The “top” can’t be anywhere, because not everywhere along the length of the elevator will put released objects in orbit. Turns out on Earth, an object released off of the elevator would reach a stable (but very eccentric) orbit 2/3rds of the way to geostationary orbit – below that, it would fall back to Earth. Conversely escape velocity would be reached at about 53000 km, which is past geostationary orbit but much closer than where the counterweight would be (in most designs?). Objects above escape velocity will by definition escape Earth’s orbit, which most of the time means ending up in a solar orbit.
No, it’s physically impossible. Even the most advanced material possible couldn’t hold the strain that would be required for Earth. Technically it’s right on the limit, but that’s ignoring that we have an atmosphere that’s going to exert forces on it too. On Luna it might make sense.

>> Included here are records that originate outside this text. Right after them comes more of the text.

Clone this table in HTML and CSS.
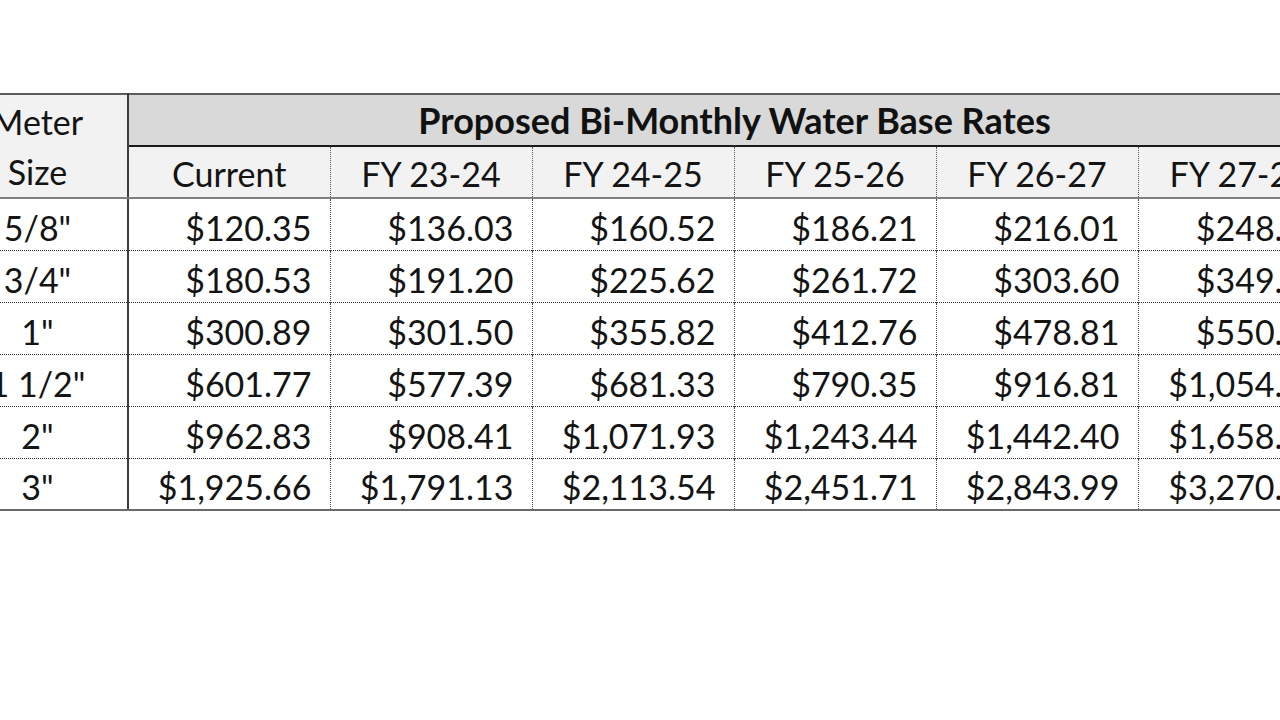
FILE: index.html
```html
<!DOCTYPE html>
<html lang="en">
<head>
<meta charset="utf-8">
<title>Proposed Bi-Monthly Water Base Rates</title>
<link rel="stylesheet" href="styles.css">
</head>
<body>
<table class="rates">
  <colgroup>
    <col class="c-meter">
    <col class="c-year"><col class="c-year"><col class="c-year">
    <col class="c-year"><col class="c-year"><col class="c-year">
  </colgroup>
  <thead>
    <tr class="head-1">
      <th rowspan="2" class="meter-head">Meter<br>Size</th>
      <th colspan="6" class="title">Proposed Bi-Monthly Water Base Rates</th>
    </tr>
    <tr class="head-2">
      <th class="yr">Current</th>
      <th class="yr">FY 23-24</th>
      <th class="yr">FY 24-25</th>
      <th class="yr">FY 25-26</th>
      <th class="yr">FY 26-27</th>
      <th class="yr">FY 27-28</th>
    </tr>
  </thead>
  <tbody>
    <tr><td class="size">5/8"</td><td class="amt">$120.35</td><td class="amt">$136.03</td><td class="amt">$160.52</td><td class="amt">$186.21</td><td class="amt">$216.01</td><td class="amt">$248.41</td></tr>
    <tr><td class="size">3/4"</td><td class="amt">$180.53</td><td class="amt">$191.20</td><td class="amt">$225.62</td><td class="amt">$261.72</td><td class="amt">$303.60</td><td class="amt">$349.14</td></tr>
    <tr><td class="size">1"</td><td class="amt">$300.89</td><td class="amt">$301.50</td><td class="amt">$355.82</td><td class="amt">$412.76</td><td class="amt">$478.81</td><td class="amt">$550.63</td></tr>
    <tr><td class="size">1 1/2"</td><td class="amt">$601.77</td><td class="amt">$577.39</td><td class="amt">$681.33</td><td class="amt">$790.35</td><td class="amt">$916.81</td><td class="amt">$1,054.33</td></tr>
    <tr><td class="size">2"</td><td class="amt">$962.83</td><td class="amt">$908.41</td><td class="amt">$1,071.93</td><td class="amt">$1,243.44</td><td class="amt">$1,442.40</td><td class="amt">$1,658.76</td></tr>
    <tr><td class="size">3"</td><td class="amt">$1,925.66</td><td class="amt">$1,791.13</td><td class="amt">$2,113.54</td><td class="amt">$2,451.71</td><td class="amt">$2,843.99</td><td class="amt">$3,270.59</td></tr>
  </tbody>
</table>
</body>
</html>
```
FILE: styles.css
```css
html, body {
  margin: 0;
  padding: 0;
  background: #ffffff;
  overflow: hidden;
}

body {
  font-family: Lato, "Open Sans", "Liberation Sans", sans-serif;
  color: #141414;
}

.rates {
  border-collapse: collapse;
  table-layout: fixed;
  width: 1392px;
  margin: 93px 0 0 -52px;
  font-size: 34px;
  border-top: 2px solid #5c5c5c;
}

.c-meter { width: 180px; }
.c-year { width: 202px; }

.rates th,
.rates td {
  padding: 0;
  box-sizing: border-box;
  white-space: nowrap;
}

.rates th {
  height: 49px;
}

.rates td {
  height: 52px;
}

.meter-head {
  background: #f2f2f2;
  font-weight: normal;
  line-height: 50px;
  padding-top: 2px !important;
  text-align: center;
  border-right: 2px solid #3c3c3c;
  border-bottom: 2px solid #7f7f7f;
}

.title {
  background: #d9d9d9;
  font-weight: bold;
  font-size: 36px;
  text-align: center;
  color: #111;
  border-bottom: 2px solid #1a1a1a;
}

.yr {
  background: #f2f2f2;
  font-weight: normal;
  text-align: center;
  padding-top: 2px !important;
  border-bottom: 2px solid #7f7f7f;
  border-left: 1px dotted #5a5a5a;
}

.head-2 .yr:first-child {
  border-left: 2px solid #3c3c3c;
}

.size {
  text-align: center;
  border-right: 2px solid #3c3c3c;
  padding-top: 6px !important;
}

.amt {
  text-align: right;
  padding-right: 18px !important;
  padding-top: 6px !important;
  border-left: 1px dotted #4a4a4a;
}

.size + .amt {
  border-left: 2px solid #3c3c3c;
}

.rates tbody tr + tr td {
  border-top: 1px dotted #2e2e2e;
}

.rates tbody tr:last-child td {
  border-bottom: 2px solid #6a6a6a;
}
```
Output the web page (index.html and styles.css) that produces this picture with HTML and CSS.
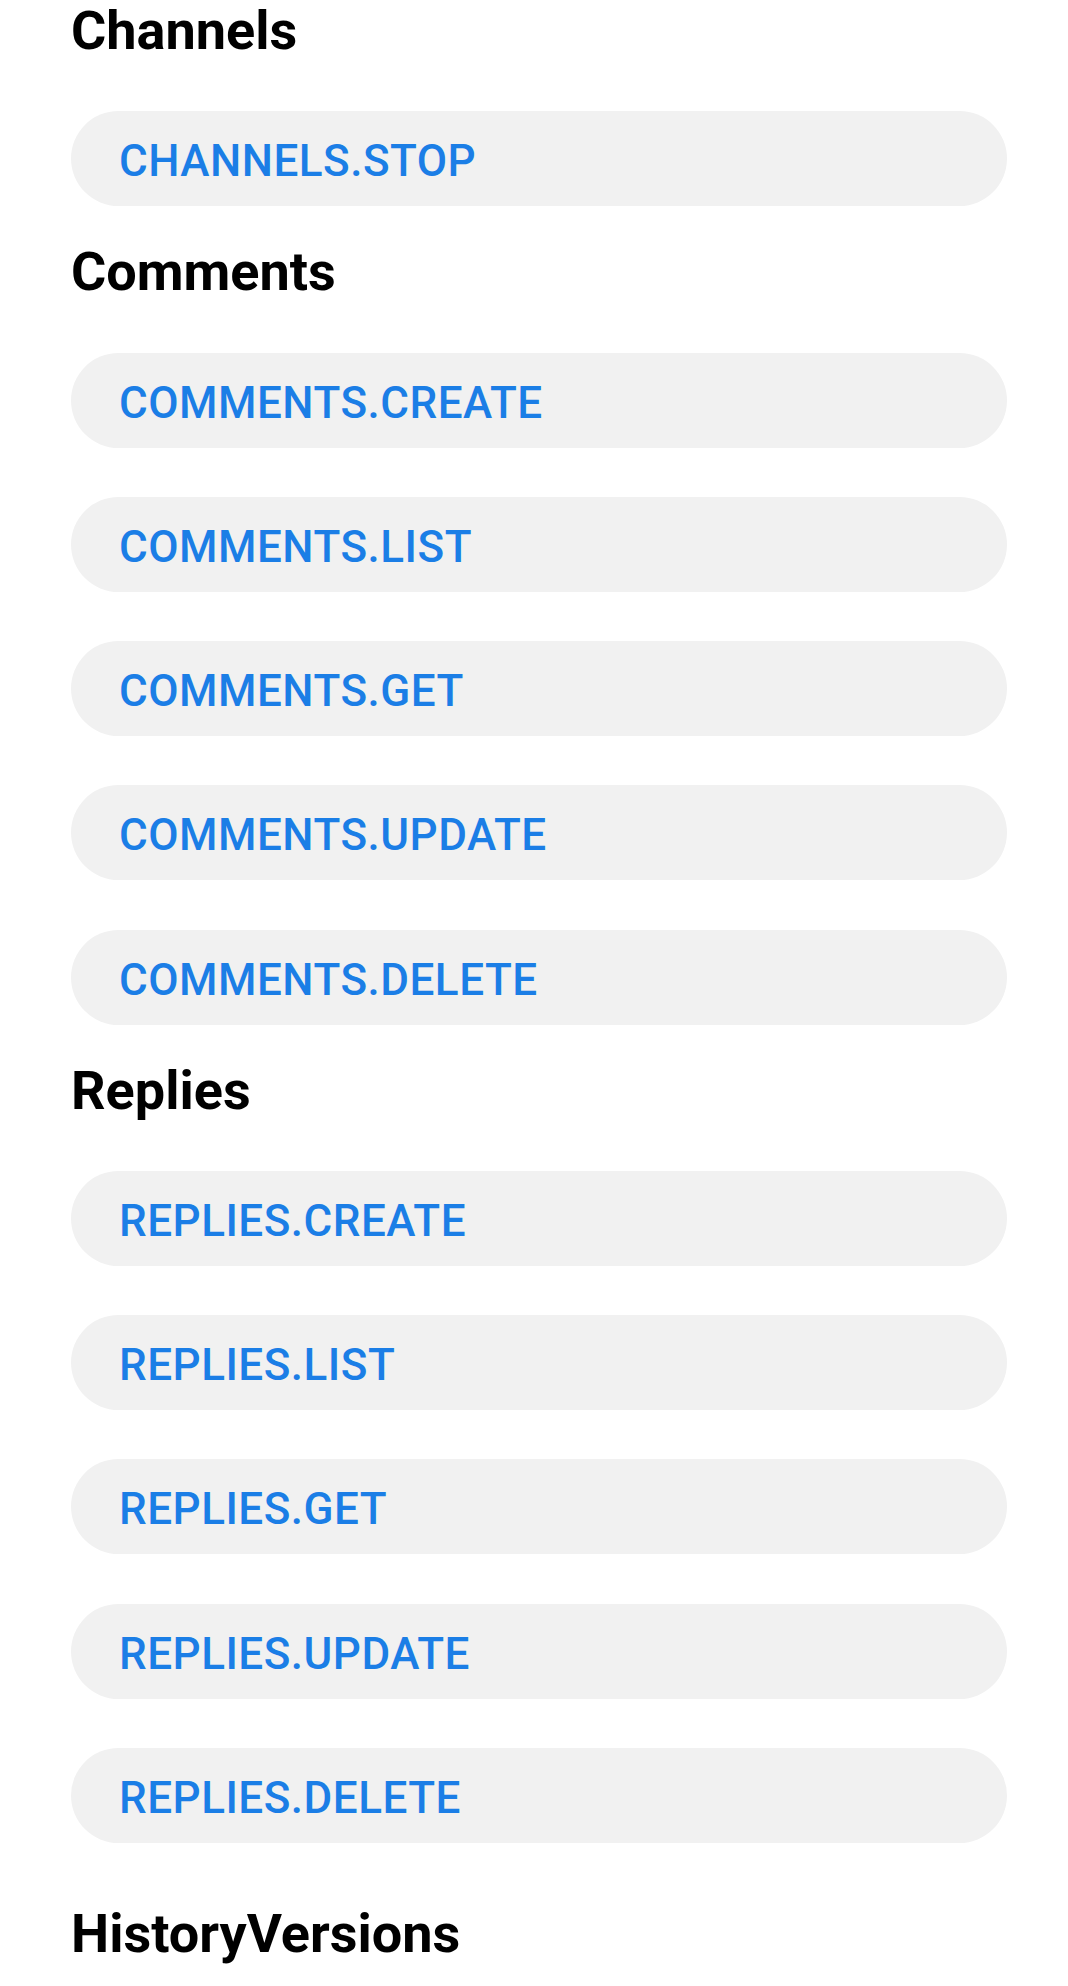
FILE: index.html
```html
<!DOCTYPE html>
<html lang="en">
<head>
<meta charset="utf-8">
<title>API methods</title>
<link rel="stylesheet" href="styles.css">
</head>
<body>
<main class="page">
  <section class="group">
    <h2 class="group-title">Channels</h2>
    <ul class="methods">
      <li class="method">CHANNELS.STOP</li>
    </ul>
  </section>
  <section class="group">
    <h2 class="group-title">Comments</h2>
    <ul class="methods">
      <li class="method">COMMENTS.CREATE</li>
      <li class="method">COMMENTS.LIST</li>
      <li class="method">COMMENTS.GET</li>
      <li class="method">COMMENTS.UPDATE</li>
      <li class="method">COMMENTS.DELETE</li>
    </ul>
  </section>
  <section class="group">
    <h2 class="group-title">Replies</h2>
    <ul class="methods">
      <li class="method">REPLIES.CREATE</li>
      <li class="method">REPLIES.LIST</li>
      <li class="method">REPLIES.GET</li>
      <li class="method">REPLIES.UPDATE</li>
      <li class="method">REPLIES.DELETE</li>
    </ul>
  </section>
  <section class="group group-spaced">
    <h2 class="group-title">HistoryVersions</h2>
  </section>
</main>
</body>
</html>
```

FILE: styles.css
```css
html, body {
  margin: 0;
  padding: 0;
  background: #ffffff;
}

body {
  font-family: Roboto, "Noto Sans", "Liberation Sans", sans-serif;
  overflow: hidden;
}

.page {
  display: flex;
  flex-direction: column;
  gap: 35px;
  padding: 0 61px 0 71px;
}

.group {
  display: flex;
  flex-direction: column;
  gap: 49.25px;
}

.group-spaced {
  margin-top: 25px;
}

.group-title {
  margin: 0;
  font-size: 54px;
  line-height: 62px;
  font-weight: 700;
  color: #000000;
}

.methods {
  list-style: none;
  margin: 0;
  padding: 0;
  display: flex;
  flex-direction: column;
  gap: 49.25px;
}

.method {
  height: 95px;
  display: flex;
  align-items: center;
  padding: 5px 0 0 48px;
  box-sizing: border-box;
  background: #f1f1f1;
  border-radius: 48px;
  font-size: 44px;
  letter-spacing: 0.5px;
  font-weight: 500;
  color: #1b7ee6;
}
```
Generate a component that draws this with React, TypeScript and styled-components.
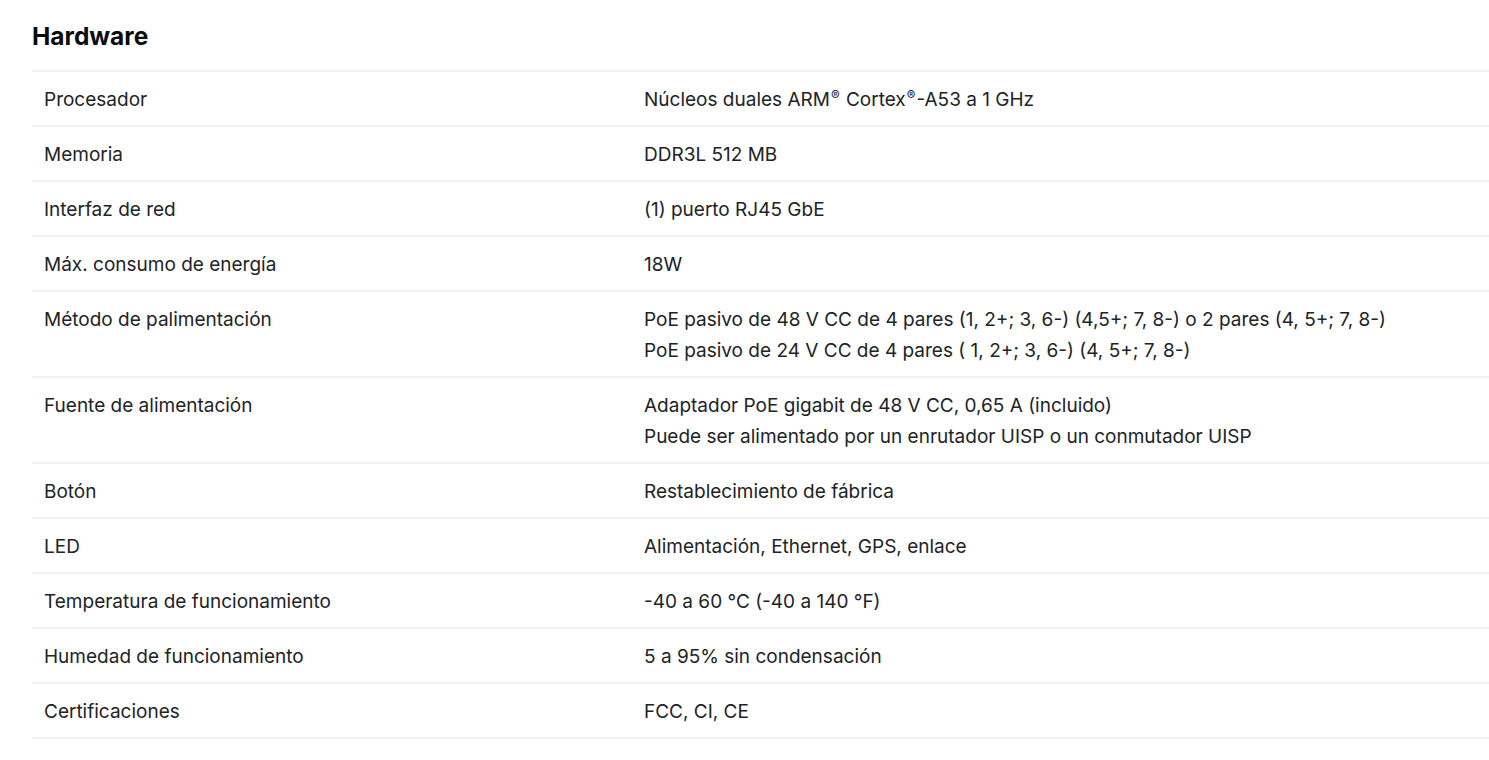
import React from 'react'
import styled, { createGlobalStyle } from 'styled-components'

type Spec = { label: string; values: string[] }

const specs: Spec[] = [
  { label: 'Procesador', values: ['Núcleos duales ARM® Cortex®-A53 a 1 GHz'] },
  { label: 'Memoria', values: ['DDR3L 512 MB'] },
  { label: 'Interfaz de red', values: ['(1) puerto RJ45 GbE'] },
  { label: 'Máx. consumo de energía', values: ['18W'] },
  {
    label: 'Método de palimentación',
    values: [
      'PoE pasivo de 48 V CC de 4 pares (1, 2+; 3, 6-) (4,5+; 7, 8-) o 2 pares (4, 5+; 7, 8-)',
      'PoE pasivo de 24 V CC de 4 pares ( 1, 2+; 3, 6-) (4, 5+; 7, 8-)',
    ],
  },
  {
    label: 'Fuente de alimentación',
    values: [
      'Adaptador PoE gigabit de 48 V CC, 0,65 A (incluido)',
      'Puede ser alimentado por un enrutador UISP o un conmutador UISP',
    ],
  },
  { label: 'Botón', values: ['Restablecimiento de fábrica'] },
  { label: 'LED', values: ['Alimentación, Ethernet, GPS, enlace'] },
  { label: 'Temperatura de funcionamiento', values: ['-40 a 60 °C (-40 a 140 °F)'] },
  { label: 'Humedad de funcionamiento', values: ['5 a 95% sin condensación'] },
  { label: 'Certificaciones', values: ['FCC, CI, CE'] },
]

const GlobalStyle = createGlobalStyle`
  body {
    margin: 0;
    background: #fff;
    font-family: Inter, "Noto Sans", sans-serif;
    color: #212327;
  }
`

// renders ® marks as small raised glyphs
const withMarks = (text: string) =>
  text.split('®').map((part, i, arr) => (
    <React.Fragment key={i}>
      {part}
      {i < arr.length - 1 && <S.Mark>®</S.Mark>}
    </React.Fragment>
  ))

export default function App() {
  return (
    <>
      <GlobalStyle />
      <S.Section>
        <S.Heading>Hardware</S.Heading>
        <S.Table>
          {specs.map((s) => (
            <S.Row key={s.label}>
              <S.Label>{s.label}</S.Label>
              <S.Value>
                {s.values.map((v) => (
                  <div key={v}>{withMarks(v)}</div>
                ))}
              </S.Value>
            </S.Row>
          ))}
        </S.Table>
      </S.Section>
    </>
  )
}

const S = {
  Section: styled.section`
    padding: 21px 0 0 32px;
  `,

  Heading: styled.h2`
    margin: 0 0 19px;
    font-size: 24.5px;
    line-height: 30px;
    font-weight: 700;
    color: #0b0c0e;
  `,

  Table: styled.div`
    border-bottom: 2px solid #f2f2f2;
  `,

  Row: styled.div`
    display: grid;
    grid-template-columns: 600px 1fr;
    border-top: 2px solid #f2f2f2;
    padding: 12px 12px 10px;
    font-size: 19px;
    line-height: 31px;
  `,

  Label: styled.div``,

  Value: styled.div``,

  Mark: styled.sup`
    font-size: 0.68em;
    line-height: 0;
    vertical-align: 0.45em;
    margin: 0 1px;
  `,
}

The top can be anywhere. It would just require adding force to it at/after release. That’s trivial. We already know how to make rockets, or it could be something that pushes or throws it. Compared to building a space elevator, speeding something up is easy.
No, it’s not physically impossible. For an explanation see my previous comment.
I find it funny that you started this conversation by telling me that I’ve “got space elevators wrong” and then proceeded to spout strange and verifiably false nonsense like this on multiple different points.